Isolate every line in the data with the string "components" and copy it.

§ **INFORMATION SHOWN**
---------------

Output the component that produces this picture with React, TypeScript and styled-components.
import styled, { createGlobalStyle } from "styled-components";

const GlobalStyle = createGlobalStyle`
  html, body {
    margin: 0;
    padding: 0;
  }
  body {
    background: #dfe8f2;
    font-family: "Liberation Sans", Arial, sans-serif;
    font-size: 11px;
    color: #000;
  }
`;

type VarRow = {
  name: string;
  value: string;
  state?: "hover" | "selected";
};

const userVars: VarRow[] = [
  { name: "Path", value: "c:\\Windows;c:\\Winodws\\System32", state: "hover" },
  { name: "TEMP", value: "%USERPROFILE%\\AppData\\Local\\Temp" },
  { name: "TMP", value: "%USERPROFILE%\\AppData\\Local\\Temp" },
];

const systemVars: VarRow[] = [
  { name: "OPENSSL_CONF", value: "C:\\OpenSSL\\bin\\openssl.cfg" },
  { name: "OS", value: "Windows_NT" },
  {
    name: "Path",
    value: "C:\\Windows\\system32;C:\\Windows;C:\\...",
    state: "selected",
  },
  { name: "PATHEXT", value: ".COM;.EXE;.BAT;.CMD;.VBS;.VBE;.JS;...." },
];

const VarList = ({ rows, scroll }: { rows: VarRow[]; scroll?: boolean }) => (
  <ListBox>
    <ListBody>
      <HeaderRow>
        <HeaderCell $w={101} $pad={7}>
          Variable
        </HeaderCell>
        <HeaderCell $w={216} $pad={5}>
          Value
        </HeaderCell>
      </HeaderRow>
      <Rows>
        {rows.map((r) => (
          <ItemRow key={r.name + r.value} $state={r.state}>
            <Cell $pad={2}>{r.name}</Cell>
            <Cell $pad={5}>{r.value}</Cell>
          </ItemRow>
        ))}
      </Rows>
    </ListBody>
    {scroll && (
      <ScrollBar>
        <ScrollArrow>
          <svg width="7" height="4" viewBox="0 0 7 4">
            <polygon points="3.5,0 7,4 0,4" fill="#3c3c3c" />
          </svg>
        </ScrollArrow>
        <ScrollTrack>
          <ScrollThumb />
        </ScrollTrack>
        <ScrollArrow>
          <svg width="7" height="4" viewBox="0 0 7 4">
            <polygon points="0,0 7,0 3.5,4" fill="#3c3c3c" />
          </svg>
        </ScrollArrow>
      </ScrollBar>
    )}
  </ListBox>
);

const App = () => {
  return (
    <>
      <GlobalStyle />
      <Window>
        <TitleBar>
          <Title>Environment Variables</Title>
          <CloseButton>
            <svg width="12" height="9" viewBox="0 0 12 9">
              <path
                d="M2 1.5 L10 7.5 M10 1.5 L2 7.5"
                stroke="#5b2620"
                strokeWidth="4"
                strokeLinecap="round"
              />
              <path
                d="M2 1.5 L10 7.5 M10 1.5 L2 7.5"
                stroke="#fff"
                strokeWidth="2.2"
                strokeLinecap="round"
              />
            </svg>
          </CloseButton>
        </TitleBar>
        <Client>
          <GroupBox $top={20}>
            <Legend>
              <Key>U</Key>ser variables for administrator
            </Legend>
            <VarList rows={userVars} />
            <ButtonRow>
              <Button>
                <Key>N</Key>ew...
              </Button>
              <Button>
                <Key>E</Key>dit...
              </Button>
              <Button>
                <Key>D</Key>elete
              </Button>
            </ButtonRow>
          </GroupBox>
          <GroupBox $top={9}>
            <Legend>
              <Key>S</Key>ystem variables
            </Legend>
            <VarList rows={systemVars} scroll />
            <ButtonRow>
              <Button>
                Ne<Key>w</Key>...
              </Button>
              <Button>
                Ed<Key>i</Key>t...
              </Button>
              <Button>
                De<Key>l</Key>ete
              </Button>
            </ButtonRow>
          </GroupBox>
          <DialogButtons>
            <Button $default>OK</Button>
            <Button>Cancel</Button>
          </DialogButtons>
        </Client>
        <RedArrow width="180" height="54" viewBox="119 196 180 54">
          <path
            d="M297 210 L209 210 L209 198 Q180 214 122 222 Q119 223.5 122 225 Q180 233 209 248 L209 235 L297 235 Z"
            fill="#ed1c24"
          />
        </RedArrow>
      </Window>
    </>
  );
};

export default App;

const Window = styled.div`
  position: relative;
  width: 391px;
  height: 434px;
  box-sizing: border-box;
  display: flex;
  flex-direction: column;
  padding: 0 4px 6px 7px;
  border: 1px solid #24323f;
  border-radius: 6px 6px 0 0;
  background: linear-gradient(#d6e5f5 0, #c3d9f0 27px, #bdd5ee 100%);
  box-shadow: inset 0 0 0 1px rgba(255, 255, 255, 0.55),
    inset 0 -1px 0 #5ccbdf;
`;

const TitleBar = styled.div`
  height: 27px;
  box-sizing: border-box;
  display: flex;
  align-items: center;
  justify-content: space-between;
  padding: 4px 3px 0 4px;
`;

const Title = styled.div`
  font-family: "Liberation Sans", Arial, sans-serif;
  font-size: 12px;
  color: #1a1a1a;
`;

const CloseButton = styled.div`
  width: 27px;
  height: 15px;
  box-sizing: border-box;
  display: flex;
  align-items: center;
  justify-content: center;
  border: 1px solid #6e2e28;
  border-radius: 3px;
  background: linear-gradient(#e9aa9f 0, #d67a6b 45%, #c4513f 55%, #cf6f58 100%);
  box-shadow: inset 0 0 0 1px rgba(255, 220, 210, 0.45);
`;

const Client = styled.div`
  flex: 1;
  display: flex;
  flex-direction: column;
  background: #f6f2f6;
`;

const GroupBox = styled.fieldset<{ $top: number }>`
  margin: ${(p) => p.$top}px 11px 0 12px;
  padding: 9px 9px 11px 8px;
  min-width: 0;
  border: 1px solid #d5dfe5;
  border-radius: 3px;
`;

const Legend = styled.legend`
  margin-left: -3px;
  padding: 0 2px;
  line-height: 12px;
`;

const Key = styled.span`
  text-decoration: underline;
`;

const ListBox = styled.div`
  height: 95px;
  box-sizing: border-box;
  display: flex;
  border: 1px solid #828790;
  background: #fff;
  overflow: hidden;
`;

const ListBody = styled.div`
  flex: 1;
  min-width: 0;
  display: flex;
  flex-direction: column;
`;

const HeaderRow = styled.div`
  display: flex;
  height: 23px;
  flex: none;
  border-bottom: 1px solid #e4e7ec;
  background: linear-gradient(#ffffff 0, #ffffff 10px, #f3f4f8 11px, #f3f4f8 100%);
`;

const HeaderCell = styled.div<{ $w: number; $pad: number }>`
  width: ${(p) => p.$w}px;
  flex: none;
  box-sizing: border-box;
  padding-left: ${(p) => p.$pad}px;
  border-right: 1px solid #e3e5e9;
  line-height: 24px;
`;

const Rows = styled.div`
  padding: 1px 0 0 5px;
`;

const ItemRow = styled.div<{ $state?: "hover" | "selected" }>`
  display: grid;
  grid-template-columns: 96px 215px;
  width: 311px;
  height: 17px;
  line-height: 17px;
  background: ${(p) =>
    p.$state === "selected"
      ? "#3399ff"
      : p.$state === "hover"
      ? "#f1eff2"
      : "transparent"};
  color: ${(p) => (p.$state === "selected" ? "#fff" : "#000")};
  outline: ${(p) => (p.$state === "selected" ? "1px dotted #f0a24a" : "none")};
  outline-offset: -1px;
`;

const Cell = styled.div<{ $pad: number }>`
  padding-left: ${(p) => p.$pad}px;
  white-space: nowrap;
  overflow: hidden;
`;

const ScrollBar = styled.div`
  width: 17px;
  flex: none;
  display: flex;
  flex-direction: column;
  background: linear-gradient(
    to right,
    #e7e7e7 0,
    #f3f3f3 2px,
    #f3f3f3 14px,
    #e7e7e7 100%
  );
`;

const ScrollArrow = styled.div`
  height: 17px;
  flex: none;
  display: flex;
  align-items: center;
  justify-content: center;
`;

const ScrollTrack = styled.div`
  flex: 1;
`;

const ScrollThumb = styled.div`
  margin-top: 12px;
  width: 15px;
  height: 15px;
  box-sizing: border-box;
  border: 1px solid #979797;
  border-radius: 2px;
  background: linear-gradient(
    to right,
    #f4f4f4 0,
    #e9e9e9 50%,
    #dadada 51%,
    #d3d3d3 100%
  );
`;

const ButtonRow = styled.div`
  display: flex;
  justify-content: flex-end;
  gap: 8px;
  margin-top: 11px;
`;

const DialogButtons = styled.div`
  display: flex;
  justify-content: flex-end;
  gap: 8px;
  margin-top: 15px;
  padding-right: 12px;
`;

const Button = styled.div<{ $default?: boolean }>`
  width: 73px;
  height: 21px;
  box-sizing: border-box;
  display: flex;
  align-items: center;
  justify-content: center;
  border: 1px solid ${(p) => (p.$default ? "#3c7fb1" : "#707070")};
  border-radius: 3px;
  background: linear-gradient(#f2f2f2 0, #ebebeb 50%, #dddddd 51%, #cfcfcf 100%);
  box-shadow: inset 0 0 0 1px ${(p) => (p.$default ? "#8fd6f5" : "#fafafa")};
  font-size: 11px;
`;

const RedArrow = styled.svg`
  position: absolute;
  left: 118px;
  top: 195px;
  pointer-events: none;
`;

---------------

§ **FULL OUTPUT**
Output the component that produces this picture with React, TypeScript and styled-components.
import styled, { createGlobalStyle } from "styled-components";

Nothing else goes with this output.